Toghe e politica, quando l’inchiesta giudiziaria criminalizza il consenso
Immaginate se il Parlamento approvasse una legge prescrittiva del nostro abbigliamento e che in forza di ciò un magistrato potesse trascinarci in tribunale con l’accusa di aver calzato scarpe marrone sotto l’abito blu. Cose dell’altro mondo, pensereste un secondo dopo aver riaperto gli occhi. Cose di questo mondo, ribattiamo noi dopo aver letto sul Mattino di Napoli il commento di Massimo Adinolfi sull’inchiesta avviata dalla procura di Napoli Nord su un presunto voto di scambio avvenuto nel 2015 e che ruota intorno al deputato di Forza Italia, Luigi Cesaro e a suo figlio Armando, consigliere regionale.
Un articolo del Mattino fa le pulci all’inchiesta sui Cesaro
Abbiamo ormai fatto il callo ad inchieste molto avare di contestazioni giuridiche circa i rilievi penali della condotta indagata e, nello stesso tempo, ben fornite di considerazioni mirate a coglierne sfumature comportamentali capaci di suscitare la pruriginosità dei media e di apportare conseguentemente consenso sociale a chi le ha avviate. In tal senso, stando almeno ai virgolettati citati da Adinolfi, questa sui Cesaro rappresenta indubbiamente un salto di qualità. Vi si trovano infatti annotate considerazioni che non sfigurerebbero in un trattato di sociologia politica o in un reportage giornalistico, ma che mai penseremmo di trovare negli atti di un’inchiesta. Ma è proprio grazie a loro che tutti sanno (o possono sapere) che Cesaro figlio si è candidato ed è stato eletto senza «un sia pur minimo programma politico» e come egli non coltivasse «alcun progetto» risultando quindi del tutto «impreparato al delicato incarico», come dimostrerebbe la circostanza di aver accettato l’invito di un comitato di agricoltori «senza sapere bene di cosa dovesse parlare». E si potrebbe continuare.
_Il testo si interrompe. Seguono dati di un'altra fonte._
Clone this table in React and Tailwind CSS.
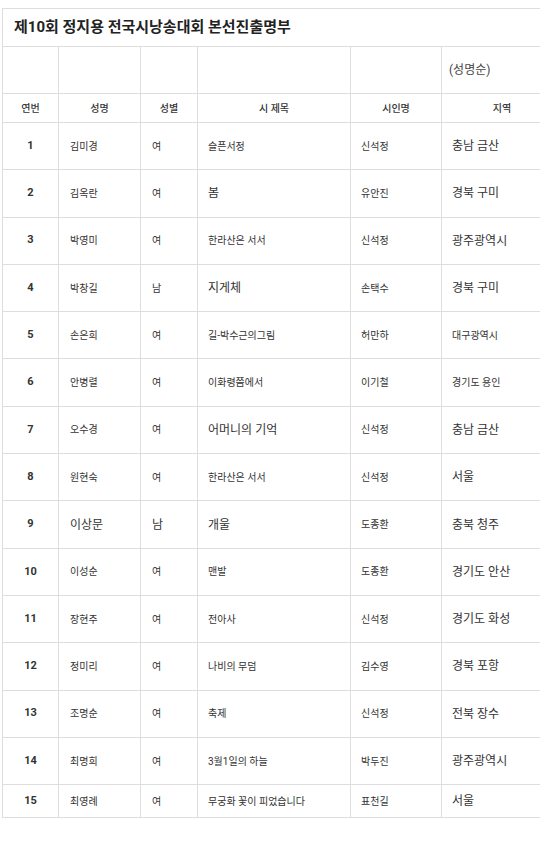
const rows = [
  { no: 1, name: '김미경', sex: '여', title: '슬픈서정', poet: '신석정', region: '충남 금산' },
  { no: 2, name: '김옥란', sex: '여', title: '봄', titleBig: true, poet: '유안진', region: '경북 구미' },
  { no: 3, name: '박영미', sex: '여', title: '한라산은 서서', poet: '신석정', region: '광주광역시' },
  { no: 4, name: '박창길', sex: '남', title: '지게체', titleBig: true, poet: '손택수', region: '경북 구미' },
  { no: 5, name: '손은희', sex: '여', title: '길-박수근의그림', poet: '허만하', region: '대구광역시', regionSmall: true },
  { no: 6, name: '안병렬', sex: '여', title: '이화령쯤에서', poet: '이기철', region: '경기도 용인', regionSmall: true },
  { no: 7, name: '오수경', sex: '여', title: '어머니의 기억', titleBig: true, poet: '신석정', region: '충남 금산' },
  { no: 8, name: '원현숙', sex: '여', title: '한라산은 서서', poet: '신석정', region: '서울' },
  { no: 9, name: '이상문', nameBig: true, sex: '남', title: '개울', titleBig: true, poet: '도종환', region: '충북 청주' },
  { no: 10, name: '이성순', sex: '여', title: '맨발', poet: '도종환', region: '경기도 안산' },
  { no: 11, name: '장현주', sex: '여', title: '전아사', poet: '신석정', region: '경기도 화성' },
  { no: 12, name: '정미리', sex: '여', title: '나비의 무덤', poet: '김수영', region: '경북 포항' },
  { no: 13, name: '조명순', sex: '여', title: '축제', poet: '신석정', region: '전북 장수' },
  { no: 14, name: '최명희', sex: '여', title: '3월1일의 하늘', poet: '박두진', region: '광주광역시' },
  { no: 15, name: '최영례', sex: '여', title: '무궁화 꽃이 피었습니다', poet: '표천길', region: '서울' },
];

const td = 'border border-[#dedede] align-middle';

export default function App() {
  return (
    <div
      className="w-[540px] h-[846px] overflow-hidden bg-white text-[#333]"
      style={{ fontFamily: "Roboto, 'Noto Sans CJK KR', sans-serif" }}
    >
      <div className="pt-2 pl-[2px]">
        <table className="table-fixed border-collapse w-[560px]">
          <colgroup>
            <col className="w-[56px]" />
            <col className="w-[82px]" />
            <col className="w-[57px]" />
            <col className="w-[153px]" />
            <col className="w-[91px]" />
            <col className="w-[121px]" />
          </colgroup>
          <tbody>
            <tr className="h-[38px]">
              <td colSpan={6} className={`${td} pl-[11px] text-[15px] font-bold text-[#222]`}>
                제10회 정지용 전국시낭송대회 본선진출명부
              </td>
            </tr>
            <tr className="h-[47px]">
              <td className={td}></td>
              <td className={td}></td>
              <td className={td}></td>
              <td className={td}></td>
              <td className={td}></td>
              <td className={`${td} pl-[7px] text-[12px] text-[#444]`}>(성명순)</td>
            </tr>
            <tr className="h-[29px] text-[10px] font-medium text-center text-[#333]">
              <td className={td}>연번</td>
              <td className={td}>성명</td>
              <td className={td}>성별</td>
              <td className={td}>시 제목</td>
              <td className={td}>시인명</td>
              <td className={td}>지역</td>
            </tr>
            {rows.map((r) => (
              <tr key={r.no} className={r.no === 15 ? 'h-[33px]' : 'h-[47.3px]'}>
                <td className={`${td} text-center text-[11px] font-bold`}>{r.no}</td>
                <td className={`${td} pl-[11px] ${r.nameBig ? 'text-[12px]' : 'text-[10px]'}`}>{r.name}</td>
                <td className={`${td} pl-[11px] ${r.nameBig ? 'text-[12px]' : 'text-[10px]'}`}>{r.sex}</td>
                <td className={`${td} pl-[10px] ${r.titleBig ? 'text-[12px]' : 'text-[10px]'}`}>{r.title}</td>
                <td className={`${td} pl-[10px] text-[10px]`}>{r.poet}</td>
                <td className={`${td} pl-[10px] ${r.regionSmall ? 'text-[10px]' : 'text-[12px]'}`}>{r.region}</td>
              </tr>
            ))}
          </tbody>
        </table>
      </div>
    </div>
  );
}
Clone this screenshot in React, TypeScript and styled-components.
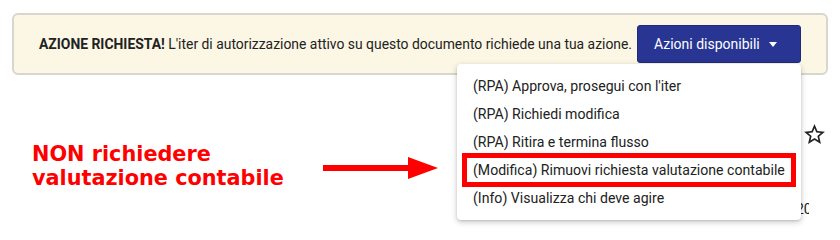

Opinioni al posto dei fatti: la nuova strategia dei pm
Che cosa vi sia di penalmente rilevante in tutto questo lo diranno le successive fasi dell’indagine. Quel che salta agli occhi, però, è la sempre più chiara intenzione di alcune toghe di voler esercitare – parole di Adinolfi – «un controllo giudiziario sulla pubblica decenza» mescolando ipotesi criminose a considerazioni di opportunità e ben sapendo che sono queste ultime a legittimare le prime nella pubblica opinione e a resistere ben oltre la durata dell’inchiesta e l’esito dell’eventuale processo. Insomma, è come se la magistratura si fosse autoincaricata di correggere il processo democratico dichiarando unfit, cioè inadeguati, candidati a suo giudizio non meritevoli del consenso popolare. Per molti è anche giusto. C’è solo da sperare che non siano gli stessi che un giorno sì e l’altro pure se la cantano e se la suonano con le magnifiche sorti e progressive della democrazia liberale, della separazione dei poteri e dello Stato di diritto.